Not surprisingly, Sony delivers The White Ribbon to Blu-ray in a gorgeous hi-def transfer. Astonishing detail distinguishes the image, which deftly renders the chiaroscuro photography with crisp contrast, ravishing textures, and deep blacks. The picture doesn't wipe away film grain, thankfully, but it's nevertheless sharp as a tack and yields exceptional depth. The DTS-HD Master Audio 5.1 mixes (original German and dubbed English options are provided) are likewise excellent, providing crisp dialogue, subtle ambience and nice use of the surround channels to create a crucially immersive effect.

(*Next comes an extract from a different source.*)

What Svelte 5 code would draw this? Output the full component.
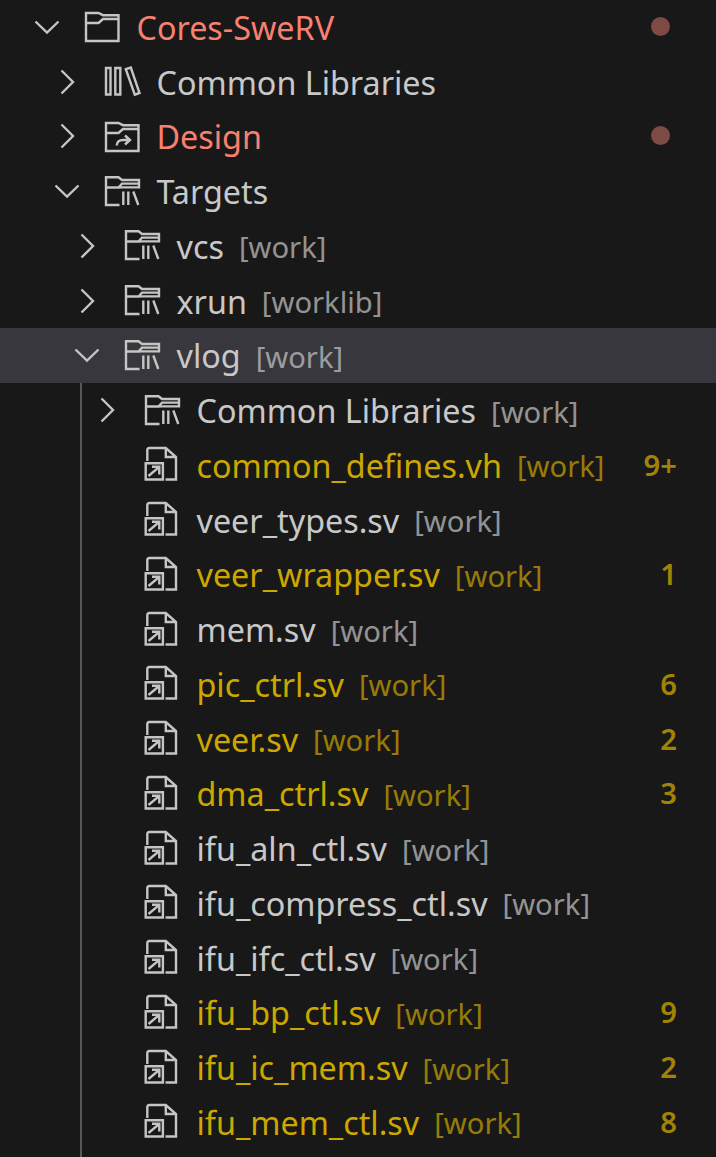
<script>
  const rows = [
    { d: 0, tw: 'down', icon: 'folder', label: 'Cores-SweRV', tone: 'red', dot: true },
    { d: 1, tw: 'right', icon: 'books', label: 'Common Libraries' },
    { d: 1, tw: 'right', icon: 'link', label: 'Design', tone: 'red', dot: true },
    { d: 1, tw: 'down', icon: 'lib', label: 'Targets' },
    { d: 2, tw: 'right', icon: 'lib', label: 'vcs', desc: '[work]' },
    { d: 2, tw: 'right', icon: 'lib', label: 'xrun', desc: '[worklib]' },
    { d: 2, tw: 'down', icon: 'lib', label: 'vlog', desc: '[work]', selected: true },
    { d: 3, tw: 'right', icon: 'lib', label: 'Common Libraries', desc: '[work]' },
    { d: 3, icon: 'file', label: 'common_defines.vh', desc: '[work]', tone: 'yellow', badge: '9+' },
    { d: 3, icon: 'file', label: 'veer_types.sv', desc: '[work]' },
    { d: 3, icon: 'file', label: 'veer_wrapper.sv', desc: '[work]', tone: 'yellow', badge: '1' },
    { d: 3, icon: 'file', label: 'mem.sv', desc: '[work]' },
    { d: 3, icon: 'file', label: 'pic_ctrl.sv', desc: '[work]', tone: 'yellow', badge: '6' },
    { d: 3, icon: 'file', label: 'veer.sv', desc: '[work]', tone: 'yellow', badge: '2' },
    { d: 3, icon: 'file', label: 'dma_ctrl.sv', desc: '[work]', tone: 'yellow', badge: '3' },
    { d: 3, icon: 'file', label: 'ifu_aln_ctl.sv', desc: '[work]' },
    { d: 3, icon: 'file', label: 'ifu_compress_ctl.sv', desc: '[work]' },
    { d: 3, icon: 'file', label: 'ifu_ifc_ctl.sv', desc: '[work]' },
    { d: 3, icon: 'file', label: 'ifu_bp_ctl.sv', desc: '[work]', tone: 'yellow', badge: '9' },
    { d: 3, icon: 'file', label: 'ifu_ic_mem.sv', desc: '[work]', tone: 'yellow', badge: '2' },
    { d: 3, icon: 'file', label: 'ifu_mem_ctl.sv', desc: '[work]', tone: 'yellow', badge: '8' }
  ];
</script>

{#snippet glyph(kind)}
  <svg class="icon" viewBox="0 0 36 36" aria-hidden="true">
    {#if kind === 'folder'}
      <path d="M2 32V4h12.500L19 6.200h15.500V32Z M2 14h12.500L19 10h15.500" />
    {:else if kind === 'books'}
      <path d="M2 4h4.500v26.500H2Z M11.300 4h5v26.500h-5Z M21.800 5.200 26.800 3.500 35.500 29 30.800 30.700Z" />
    {:else if kind === 'link'}
      <path d="M2 32V4h12.500L19 6.200h15.500V32Z M2 14h12.500L19 10h15.500" />
      <path d="M12.700 26.500C13 22.500 16 21 19 21h7M21 16.500 26 21l-5 4.500" />
    {:else if kind === 'lib'}
      <path d="M15.500 31H2V3.200h12.500L18 6h17v7.400H18l-3.500.1H2M14.500 13.500 18 9.600h17M19.300 17.500V31M24.300 17.500V31M29.300 17.500 34.300 31" />
    {:else if kind === 'file'}
      <path d="M3.300 14V3Q3.300 1 5.300 1h16.500L32 10V32.500H21.500M21.800 1v9H32" />
      <path d="M1.700 16.200h17.200v16.300H1.700Z M4.500 29 15.300 19.800M8 19.800h7.300V27.500" />
    {/if}
  </svg>
{/snippet}

<div class="tree">
  <div class="guide"></div>
  {#each rows as r}
    <div class="row" class:selected={r.selected} style="padding-left: {20 * r.d}px">
      <span class="twistie">
        {#if r.tw === 'down'}
          <svg viewBox="0 0 26 14"><path d="M1.500 1.500 13 12.500 24.500 1.500" /></svg>
        {:else if r.tw === 'right'}
          <svg class="right" viewBox="0 0 14 26"><path d="M1.500 1.500 13 13 1.500 24.500" /></svg>
        {/if}
      </span>
      {@render glyph(r.icon)}
      <span class="label {r.tone ?? ''}">{r.label}</span>
      {#if r.desc}<span class="desc {r.tone ?? ''}">{r.desc}</span>{/if}
      {#if r.badge}<span class="badge">{r.badge}</span>{/if}
      {#if r.dot}<span class="dot"></span>{/if}
    </div>
  {/each}
</div>

<style>
  :global(body) {
    margin: 0;
    background: #181818;
  }
  .tree {
    position: relative;
    width: 716px;
    height: 1157px;
    overflow: hidden;
    background: #181818;
    font-family: "Noto Sans", sans-serif;
    font-size: 32.300px;
    color: #c8c8c8;
  }
  .guide {
    position: absolute;
    left: 80px;
    top: 383px;
    bottom: 0;
    width: 2px;
    background: #585858;
  }
  .row {
    position: relative;
    top: -0.4px;
    display: flex;
    align-items: center;
    height: 54.750px;
    box-sizing: border-box;
    white-space: nowrap;
  }
  .selected {
    background: #37373d;
  }
  .twistie {
    flex: none;
    display: flex;
    justify-content: center;
    width: 94px;
  }
  .twistie svg {
    width: 26px;
    height: 14px;
    overflow: visible;
  }
  .twistie svg.right {
    width: 14px;
    height: 26px;
  }
  path {
    fill: none;
    stroke: #c5c5c5;
    stroke-width: 2.400;
  }
  .icon {
    flex: none;
    width: 36px;
    height: 36px;
    margin-left: -10px;
    margin-top: 1px;
    overflow: visible;
  }
  .label {
    margin-left: 16.500px;
    opacity: 0.999;
  }
  .desc {
    margin-left: 15px;
    margin-top: 3px;
    font-size: 29.200px;
    opacity: 0.7;
  }
  .red {
    color: #f88070;
  }
  .yellow {
    color: #cca700;
  }
  .badge {
    position: absolute;
    right: 39px;
    font-size: 29.200px;
    font-weight: 600;
    color: #cca700;
    opacity: 0.76;
  }
  .dot {
    position: absolute;
    left: 650.500px;
    top: 17px;
    width: 19px;
    height: 19px;
    border-radius: 50%;
    background: #7d4a44;
  }
</style>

Sony doesn't skimp on the bonus features here. "Making of The White Ribbon" (38:40, SD) presents an extensive running interview with director Michael Haneke interspersed with footage from the child actors' auditions, a behind-the-scenes look at the production with some intriguing raw footage of the shoot, and a record of the film's presence at the 2009 Festival de Cannes.
"My Life" (50:09, SD) is an extensive profile of Haneke with comments from the man himself, Burghart Klaussner, Susanne Lothar, Haneke's wife Susi, Ulrich Tukur, Juliette Binoche, Isabelle Huppert, and cinematographer Christian Berger.
"Cannes Film Festival Premiere" (18:36, SD) consists of much of the press conference with Haneke, Tukur, Klaussner, Rainer Bock, Christian Friedel, and Leonie Benesch, as well as the presentation of the Palme d'or from jury president Isabelle Huppert to Haneke, who delivers an acceptance speech.
"An Interview with Michael Haneke" (14:08, SD) offers yet more reflections from the director on the film's production and his thematic intentions, and the film's "Theatrical Trailer" (2:21, HD) rounds out the disc.